The cell in row r and column c (1 <= r,c <= N) contains
x units of food (0 <= x <= 1000).  From some initial square in
the grid, you are only willing to take up to K steps (0 <= K <= 2*N).
Each step you take moves you to a cell that is directly north, south,
east, or west of your current location.

Suppose the grid is as follows, where (Y) describes your initial position (here, in row 3, column 3):

50    5     25*   6     17    
14    3*    2*    7*    21    
99*   10*   1*(B) 2*    80*    
8     7*    5*    23*   11  
10    0     78*   1     9    

When the value of K is 2, you can only reach the locations marked with *s.

Determine the maximum amount of food you can reach, if you chooses the best possible initial location in the grid.

INPUT FORMAT:

  • Line 1: The integers N and K.

  • Lines 2..1+N: Line r+1 contains N integers describing row r of the grid. Each integer gives the amount of food in that prescribed location.

SAMPLE INPUT:

5 2
50 5 25 6 17
14 3 2 7 21
99 10 1 2 80
8 7 5 23 11
10 0 78 1 9

OUTPUT FORMAT:

  • Line 1: The maximum amount of food you can reach, if you choose the best possible initial location (the location from which you can reach the most food).

SAMPLE OUTPUT:

342

DETAILS:

In the example above, you can reach 342 total units of food if you locate yourself in the middle of the grid. This is the maximum amount of food you can reach.

My Ideas:

I was thinking of using some approach using Breadth-First Search as each step has the same cost of 1, but am not sure if this correct or how to implement it. If you could help suggest some algorithm or give pseudo code that would be extremely helpful. I have a bashy solution but takes much too long on big values of N and K. I'm trying to get this to run under 1 ms for large cases of N and K.

UPDATE: The main question I have is how to find the best initial point to start of with without trying each possible rhombus sum. I need this to run in under 1 millisecond (basically max number of operations should be 250 million)

Was it helpful?

Solution

One O(N^2) approach is to rotate the points by 45 degrees using the transform

x,y -> x+y,x-y

(This also scales the image by a factor sqrt(2)).

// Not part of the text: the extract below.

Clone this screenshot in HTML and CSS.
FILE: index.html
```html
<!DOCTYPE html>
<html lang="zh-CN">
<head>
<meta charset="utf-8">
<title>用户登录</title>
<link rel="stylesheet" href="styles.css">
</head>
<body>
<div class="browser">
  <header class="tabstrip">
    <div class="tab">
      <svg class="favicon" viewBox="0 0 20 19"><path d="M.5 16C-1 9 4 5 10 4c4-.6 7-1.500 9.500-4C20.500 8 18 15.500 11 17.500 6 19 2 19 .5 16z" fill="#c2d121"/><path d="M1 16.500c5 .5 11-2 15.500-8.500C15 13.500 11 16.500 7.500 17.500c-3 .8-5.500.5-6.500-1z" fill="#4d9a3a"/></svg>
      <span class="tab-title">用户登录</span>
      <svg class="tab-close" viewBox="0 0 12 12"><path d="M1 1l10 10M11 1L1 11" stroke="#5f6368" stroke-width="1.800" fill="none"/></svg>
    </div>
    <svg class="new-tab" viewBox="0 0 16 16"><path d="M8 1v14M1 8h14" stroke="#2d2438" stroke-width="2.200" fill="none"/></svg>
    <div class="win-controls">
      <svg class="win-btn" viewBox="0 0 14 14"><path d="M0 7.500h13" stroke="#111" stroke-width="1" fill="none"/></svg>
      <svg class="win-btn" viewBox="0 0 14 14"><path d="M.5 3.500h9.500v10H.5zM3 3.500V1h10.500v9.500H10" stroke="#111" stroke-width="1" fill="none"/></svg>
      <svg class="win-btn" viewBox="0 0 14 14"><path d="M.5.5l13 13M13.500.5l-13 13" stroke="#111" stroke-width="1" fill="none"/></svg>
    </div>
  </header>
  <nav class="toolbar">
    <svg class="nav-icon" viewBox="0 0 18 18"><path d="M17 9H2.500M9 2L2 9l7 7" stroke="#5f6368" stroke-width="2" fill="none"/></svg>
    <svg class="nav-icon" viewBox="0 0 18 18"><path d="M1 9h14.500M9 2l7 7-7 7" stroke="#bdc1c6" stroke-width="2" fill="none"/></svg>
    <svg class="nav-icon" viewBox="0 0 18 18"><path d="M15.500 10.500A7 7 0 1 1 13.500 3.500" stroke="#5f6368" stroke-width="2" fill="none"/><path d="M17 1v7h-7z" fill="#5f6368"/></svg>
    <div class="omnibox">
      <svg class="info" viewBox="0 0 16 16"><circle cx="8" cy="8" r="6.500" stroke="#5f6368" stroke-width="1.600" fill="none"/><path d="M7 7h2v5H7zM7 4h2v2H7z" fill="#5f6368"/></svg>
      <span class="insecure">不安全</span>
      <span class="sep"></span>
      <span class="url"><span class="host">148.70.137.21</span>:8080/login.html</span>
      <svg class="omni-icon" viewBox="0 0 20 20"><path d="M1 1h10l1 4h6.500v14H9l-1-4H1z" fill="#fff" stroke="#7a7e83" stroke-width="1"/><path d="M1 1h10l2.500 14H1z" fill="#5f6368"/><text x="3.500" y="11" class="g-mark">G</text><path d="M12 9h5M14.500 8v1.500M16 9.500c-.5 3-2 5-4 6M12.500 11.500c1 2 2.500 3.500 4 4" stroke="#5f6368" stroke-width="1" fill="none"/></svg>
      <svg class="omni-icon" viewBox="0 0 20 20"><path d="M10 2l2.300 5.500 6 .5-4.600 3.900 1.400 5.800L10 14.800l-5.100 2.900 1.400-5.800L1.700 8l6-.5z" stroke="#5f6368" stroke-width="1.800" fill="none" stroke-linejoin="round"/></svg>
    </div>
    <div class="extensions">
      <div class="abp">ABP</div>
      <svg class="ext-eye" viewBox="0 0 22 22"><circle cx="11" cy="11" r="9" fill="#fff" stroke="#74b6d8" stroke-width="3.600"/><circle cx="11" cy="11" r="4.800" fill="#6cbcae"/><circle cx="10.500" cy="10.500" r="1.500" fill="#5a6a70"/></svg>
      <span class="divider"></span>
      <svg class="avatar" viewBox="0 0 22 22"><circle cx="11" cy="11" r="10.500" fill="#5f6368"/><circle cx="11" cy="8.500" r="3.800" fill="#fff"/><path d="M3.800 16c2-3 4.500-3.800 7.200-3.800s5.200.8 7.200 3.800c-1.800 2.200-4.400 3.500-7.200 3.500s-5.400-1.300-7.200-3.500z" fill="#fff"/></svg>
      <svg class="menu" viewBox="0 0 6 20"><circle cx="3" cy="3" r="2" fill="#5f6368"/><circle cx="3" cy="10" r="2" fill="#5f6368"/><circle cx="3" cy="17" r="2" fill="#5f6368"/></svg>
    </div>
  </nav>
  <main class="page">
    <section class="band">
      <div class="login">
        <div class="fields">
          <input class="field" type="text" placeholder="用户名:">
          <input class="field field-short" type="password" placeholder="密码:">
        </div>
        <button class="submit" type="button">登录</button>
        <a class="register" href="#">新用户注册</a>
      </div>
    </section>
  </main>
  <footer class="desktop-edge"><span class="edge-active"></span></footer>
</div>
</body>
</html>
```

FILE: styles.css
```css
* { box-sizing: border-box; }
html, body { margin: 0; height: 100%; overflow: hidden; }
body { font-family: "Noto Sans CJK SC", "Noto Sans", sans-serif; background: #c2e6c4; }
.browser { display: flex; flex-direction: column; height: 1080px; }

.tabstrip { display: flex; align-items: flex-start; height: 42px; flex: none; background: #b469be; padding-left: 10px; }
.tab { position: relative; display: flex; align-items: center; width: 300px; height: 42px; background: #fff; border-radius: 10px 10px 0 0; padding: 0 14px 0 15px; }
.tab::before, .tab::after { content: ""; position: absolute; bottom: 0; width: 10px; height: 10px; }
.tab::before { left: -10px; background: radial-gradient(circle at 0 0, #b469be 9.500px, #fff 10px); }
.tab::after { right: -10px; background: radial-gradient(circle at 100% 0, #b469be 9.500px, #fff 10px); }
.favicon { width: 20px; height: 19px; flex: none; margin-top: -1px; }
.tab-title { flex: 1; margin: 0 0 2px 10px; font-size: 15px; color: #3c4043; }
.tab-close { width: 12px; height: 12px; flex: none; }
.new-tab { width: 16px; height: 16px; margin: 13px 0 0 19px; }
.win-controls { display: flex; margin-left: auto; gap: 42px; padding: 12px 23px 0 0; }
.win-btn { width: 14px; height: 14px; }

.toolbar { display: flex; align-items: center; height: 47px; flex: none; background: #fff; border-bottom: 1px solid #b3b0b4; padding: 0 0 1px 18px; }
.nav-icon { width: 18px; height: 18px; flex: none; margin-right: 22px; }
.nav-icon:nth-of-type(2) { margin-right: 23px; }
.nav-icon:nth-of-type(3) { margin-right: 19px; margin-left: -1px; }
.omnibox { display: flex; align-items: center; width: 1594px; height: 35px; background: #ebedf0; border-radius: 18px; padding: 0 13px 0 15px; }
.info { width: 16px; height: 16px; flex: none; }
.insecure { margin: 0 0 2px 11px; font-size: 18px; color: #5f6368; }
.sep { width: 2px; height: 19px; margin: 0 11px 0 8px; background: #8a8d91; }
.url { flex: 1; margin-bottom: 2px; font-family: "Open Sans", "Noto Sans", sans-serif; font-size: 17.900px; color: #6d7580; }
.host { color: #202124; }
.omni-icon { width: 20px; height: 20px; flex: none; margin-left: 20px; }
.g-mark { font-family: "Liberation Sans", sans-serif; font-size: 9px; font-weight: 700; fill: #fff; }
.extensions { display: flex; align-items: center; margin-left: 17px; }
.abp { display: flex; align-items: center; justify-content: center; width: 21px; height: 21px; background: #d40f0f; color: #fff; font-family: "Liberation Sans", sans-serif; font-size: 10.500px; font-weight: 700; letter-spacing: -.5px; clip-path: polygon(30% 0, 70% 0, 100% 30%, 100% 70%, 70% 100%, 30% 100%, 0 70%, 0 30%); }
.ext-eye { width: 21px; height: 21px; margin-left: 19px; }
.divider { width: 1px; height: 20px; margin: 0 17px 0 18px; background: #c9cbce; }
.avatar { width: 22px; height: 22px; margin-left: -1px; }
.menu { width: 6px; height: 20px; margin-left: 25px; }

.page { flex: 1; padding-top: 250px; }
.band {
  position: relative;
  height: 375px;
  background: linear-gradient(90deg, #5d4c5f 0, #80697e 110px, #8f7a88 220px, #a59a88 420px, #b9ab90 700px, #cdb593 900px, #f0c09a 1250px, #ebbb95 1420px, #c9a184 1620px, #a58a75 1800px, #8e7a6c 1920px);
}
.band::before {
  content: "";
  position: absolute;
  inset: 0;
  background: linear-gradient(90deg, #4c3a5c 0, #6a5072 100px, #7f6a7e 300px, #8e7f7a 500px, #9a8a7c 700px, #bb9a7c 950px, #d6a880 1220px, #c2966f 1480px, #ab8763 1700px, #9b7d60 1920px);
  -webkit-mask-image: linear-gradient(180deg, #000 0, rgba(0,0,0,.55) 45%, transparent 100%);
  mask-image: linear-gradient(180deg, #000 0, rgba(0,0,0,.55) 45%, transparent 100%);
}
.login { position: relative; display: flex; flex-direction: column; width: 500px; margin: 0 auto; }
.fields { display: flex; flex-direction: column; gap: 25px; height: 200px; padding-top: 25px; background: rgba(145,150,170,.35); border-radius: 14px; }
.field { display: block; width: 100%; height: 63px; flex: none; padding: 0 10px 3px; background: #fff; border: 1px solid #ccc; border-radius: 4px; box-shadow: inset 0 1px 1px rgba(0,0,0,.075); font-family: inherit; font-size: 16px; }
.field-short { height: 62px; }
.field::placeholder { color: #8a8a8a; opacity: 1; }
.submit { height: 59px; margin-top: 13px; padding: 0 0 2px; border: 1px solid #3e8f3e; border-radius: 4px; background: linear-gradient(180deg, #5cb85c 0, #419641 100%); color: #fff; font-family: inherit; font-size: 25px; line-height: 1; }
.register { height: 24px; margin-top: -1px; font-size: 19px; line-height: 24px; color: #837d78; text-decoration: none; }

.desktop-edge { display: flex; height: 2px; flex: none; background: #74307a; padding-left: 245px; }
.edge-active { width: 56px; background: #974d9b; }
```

Once you have done this, you now need to find the summed value in a square which can be done efficiently by using a summed area table.

This costs O(N^2) preprocessing to compute the integral image, plus O(1) to find the value in each square. There are N^2 positions to test, resulting in an overall O(N^2) complexity.

OTHER TIPS

I'm not really giving a BFS solution, because I don't think that's necessary. You see, you'll always be able to walk in a tilted square:

O O O O O X X X O O
O O O O X X Z X X O
O O O O O X X X O O
O O O O O O X O O O

Like this, in case your starting position was the Z. So basically you just have to find the tilted square with the highest sum.

As it happens, it's rather easy to write a formula whether a tile is included in the rhombus. It's just:

abs(<center_x>) + abs(<center_y>) >= abs(<checked_tile_x>) + abs(<checked_tile_y)

Then you'll solution will conclude two for loops for checking each tile as center tile, and another to which add the current tile to a temporary variable if, according to above formula, the current tile is in the rhombus.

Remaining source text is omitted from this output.